Do this: Copy out every line of the records where the string "with" occurs.

Source data:

————

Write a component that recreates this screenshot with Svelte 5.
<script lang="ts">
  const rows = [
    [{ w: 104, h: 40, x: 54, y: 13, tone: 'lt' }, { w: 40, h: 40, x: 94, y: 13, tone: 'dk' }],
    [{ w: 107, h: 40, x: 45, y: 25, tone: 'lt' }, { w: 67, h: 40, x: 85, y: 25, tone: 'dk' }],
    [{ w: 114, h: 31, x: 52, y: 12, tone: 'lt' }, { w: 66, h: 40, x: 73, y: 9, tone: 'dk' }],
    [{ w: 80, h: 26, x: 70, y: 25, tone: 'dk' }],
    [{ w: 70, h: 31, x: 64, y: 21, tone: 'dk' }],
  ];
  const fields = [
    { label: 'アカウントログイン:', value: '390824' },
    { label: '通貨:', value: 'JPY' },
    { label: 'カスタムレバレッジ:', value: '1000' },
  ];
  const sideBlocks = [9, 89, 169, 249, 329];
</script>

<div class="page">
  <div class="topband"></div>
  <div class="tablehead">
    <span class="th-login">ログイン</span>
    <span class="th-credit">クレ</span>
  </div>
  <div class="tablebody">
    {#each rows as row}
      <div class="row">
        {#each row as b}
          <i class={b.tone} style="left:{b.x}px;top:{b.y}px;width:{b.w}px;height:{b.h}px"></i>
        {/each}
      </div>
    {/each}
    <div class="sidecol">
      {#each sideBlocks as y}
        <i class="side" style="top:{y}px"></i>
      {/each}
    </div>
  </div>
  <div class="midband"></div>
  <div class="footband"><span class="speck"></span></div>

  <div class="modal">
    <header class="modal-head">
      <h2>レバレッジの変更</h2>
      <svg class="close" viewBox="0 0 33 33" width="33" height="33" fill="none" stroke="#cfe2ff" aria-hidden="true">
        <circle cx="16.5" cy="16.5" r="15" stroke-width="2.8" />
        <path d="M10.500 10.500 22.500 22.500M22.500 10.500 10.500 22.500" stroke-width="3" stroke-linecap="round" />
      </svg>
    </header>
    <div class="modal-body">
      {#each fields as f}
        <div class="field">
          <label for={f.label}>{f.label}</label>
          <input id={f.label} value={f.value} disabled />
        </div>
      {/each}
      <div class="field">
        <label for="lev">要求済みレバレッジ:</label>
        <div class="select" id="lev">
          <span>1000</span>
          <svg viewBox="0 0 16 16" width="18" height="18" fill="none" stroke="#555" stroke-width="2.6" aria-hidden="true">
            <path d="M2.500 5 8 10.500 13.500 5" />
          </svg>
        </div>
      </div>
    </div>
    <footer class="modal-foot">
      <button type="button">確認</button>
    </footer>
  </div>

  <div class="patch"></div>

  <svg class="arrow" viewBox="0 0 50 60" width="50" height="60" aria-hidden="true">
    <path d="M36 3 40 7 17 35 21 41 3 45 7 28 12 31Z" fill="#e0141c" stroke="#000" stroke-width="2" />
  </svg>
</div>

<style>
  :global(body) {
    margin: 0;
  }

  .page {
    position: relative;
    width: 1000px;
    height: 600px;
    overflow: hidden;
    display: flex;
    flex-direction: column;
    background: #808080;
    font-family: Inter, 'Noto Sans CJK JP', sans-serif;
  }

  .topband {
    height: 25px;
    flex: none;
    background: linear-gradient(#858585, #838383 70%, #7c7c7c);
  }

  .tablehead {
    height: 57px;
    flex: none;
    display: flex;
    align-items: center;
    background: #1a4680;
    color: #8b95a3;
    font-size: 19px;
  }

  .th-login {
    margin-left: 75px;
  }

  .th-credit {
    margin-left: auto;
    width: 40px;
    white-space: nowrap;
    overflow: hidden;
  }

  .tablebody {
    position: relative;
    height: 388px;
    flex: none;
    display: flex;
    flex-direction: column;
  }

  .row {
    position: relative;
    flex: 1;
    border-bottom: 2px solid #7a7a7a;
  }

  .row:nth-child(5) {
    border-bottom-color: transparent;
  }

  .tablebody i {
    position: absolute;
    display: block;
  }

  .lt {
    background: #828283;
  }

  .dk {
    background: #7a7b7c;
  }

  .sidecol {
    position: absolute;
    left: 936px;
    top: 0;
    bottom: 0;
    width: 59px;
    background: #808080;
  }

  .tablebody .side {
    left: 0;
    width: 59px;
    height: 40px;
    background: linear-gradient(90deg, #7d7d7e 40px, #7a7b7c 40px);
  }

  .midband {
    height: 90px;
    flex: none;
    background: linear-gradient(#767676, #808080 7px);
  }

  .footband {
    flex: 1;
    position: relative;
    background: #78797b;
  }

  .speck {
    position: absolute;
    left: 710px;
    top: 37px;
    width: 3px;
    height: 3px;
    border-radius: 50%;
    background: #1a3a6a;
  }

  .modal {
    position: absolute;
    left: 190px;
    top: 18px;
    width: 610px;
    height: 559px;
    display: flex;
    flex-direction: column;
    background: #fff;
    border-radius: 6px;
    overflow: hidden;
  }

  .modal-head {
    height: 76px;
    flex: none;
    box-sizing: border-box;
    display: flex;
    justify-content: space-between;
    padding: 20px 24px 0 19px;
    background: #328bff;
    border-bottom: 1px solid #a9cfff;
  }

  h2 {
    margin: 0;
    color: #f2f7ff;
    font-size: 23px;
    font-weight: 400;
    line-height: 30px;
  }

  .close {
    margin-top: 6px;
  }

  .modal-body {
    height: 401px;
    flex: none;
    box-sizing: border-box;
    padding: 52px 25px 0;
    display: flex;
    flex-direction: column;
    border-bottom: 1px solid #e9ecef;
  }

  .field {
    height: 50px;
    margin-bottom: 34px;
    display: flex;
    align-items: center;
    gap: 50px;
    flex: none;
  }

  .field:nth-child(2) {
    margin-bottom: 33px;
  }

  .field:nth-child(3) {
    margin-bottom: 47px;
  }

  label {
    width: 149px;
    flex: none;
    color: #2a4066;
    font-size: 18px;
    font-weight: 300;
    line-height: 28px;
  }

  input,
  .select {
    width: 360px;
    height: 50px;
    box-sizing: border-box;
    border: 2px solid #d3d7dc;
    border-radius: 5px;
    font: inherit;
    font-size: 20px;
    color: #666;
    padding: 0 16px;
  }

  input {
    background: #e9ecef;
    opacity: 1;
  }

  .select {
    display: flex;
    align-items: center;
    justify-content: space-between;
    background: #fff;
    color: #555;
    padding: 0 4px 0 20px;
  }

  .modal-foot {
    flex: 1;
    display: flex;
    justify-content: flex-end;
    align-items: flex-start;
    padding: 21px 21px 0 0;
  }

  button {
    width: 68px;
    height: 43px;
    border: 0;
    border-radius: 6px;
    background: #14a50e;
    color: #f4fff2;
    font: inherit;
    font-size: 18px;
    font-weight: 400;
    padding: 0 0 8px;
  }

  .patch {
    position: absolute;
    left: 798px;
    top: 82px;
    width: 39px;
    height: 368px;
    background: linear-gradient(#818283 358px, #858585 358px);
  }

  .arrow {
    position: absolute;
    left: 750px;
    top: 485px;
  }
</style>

————

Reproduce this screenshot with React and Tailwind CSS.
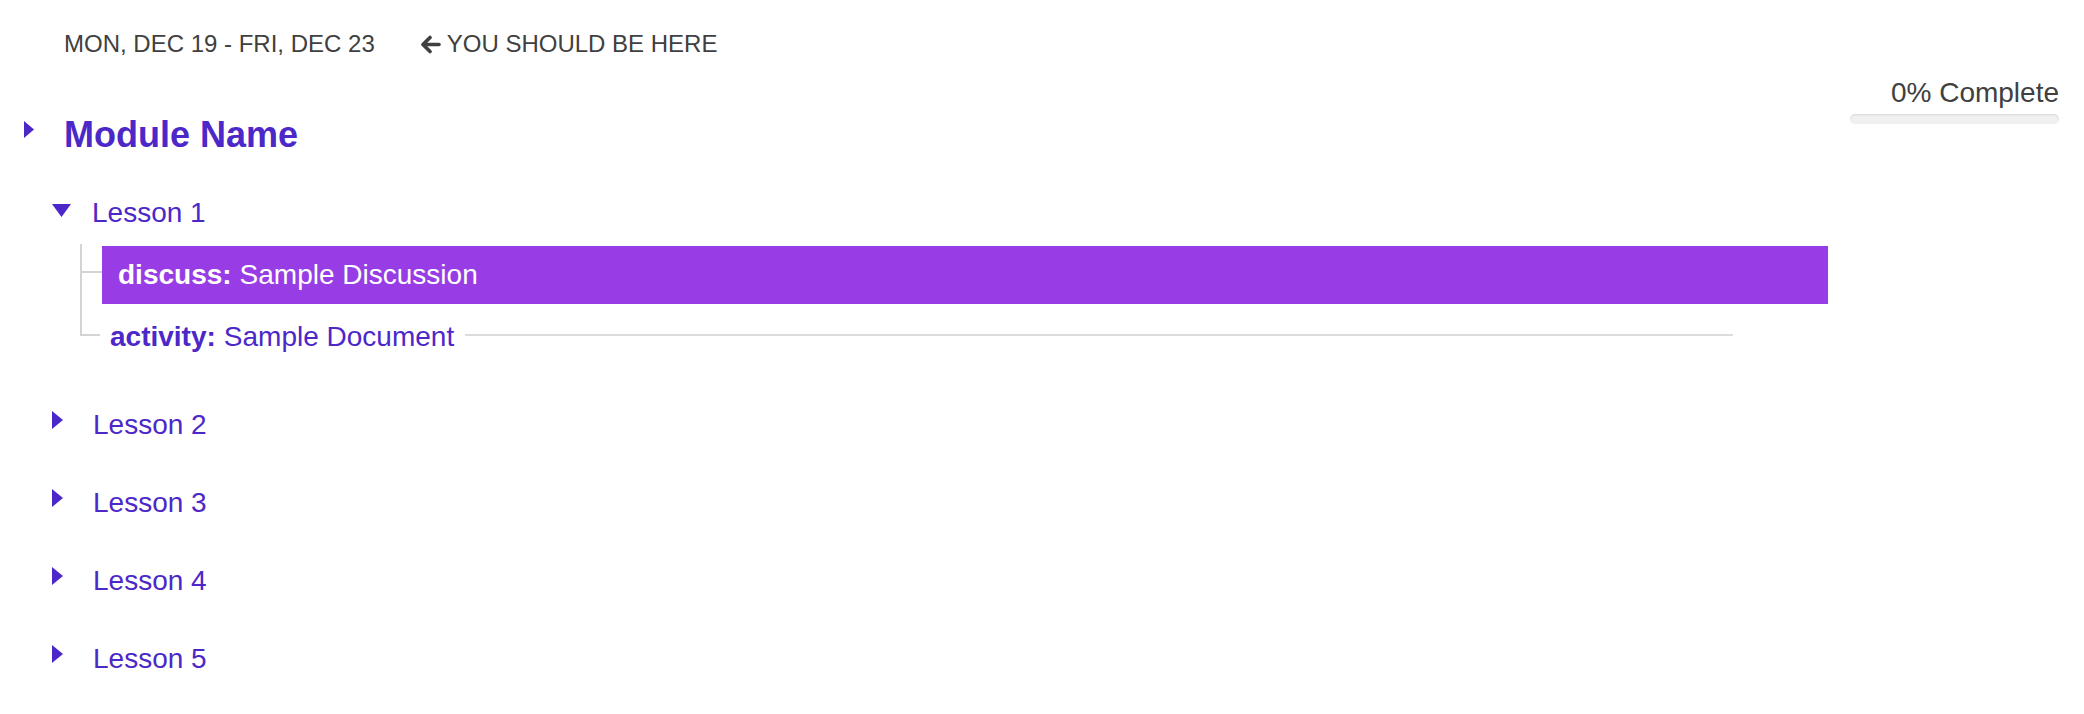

————

Solution for this task:
Write a component that recreates this screenshot with Svelte 5.
Reproduce this screenshot with React and Tailwind CSS.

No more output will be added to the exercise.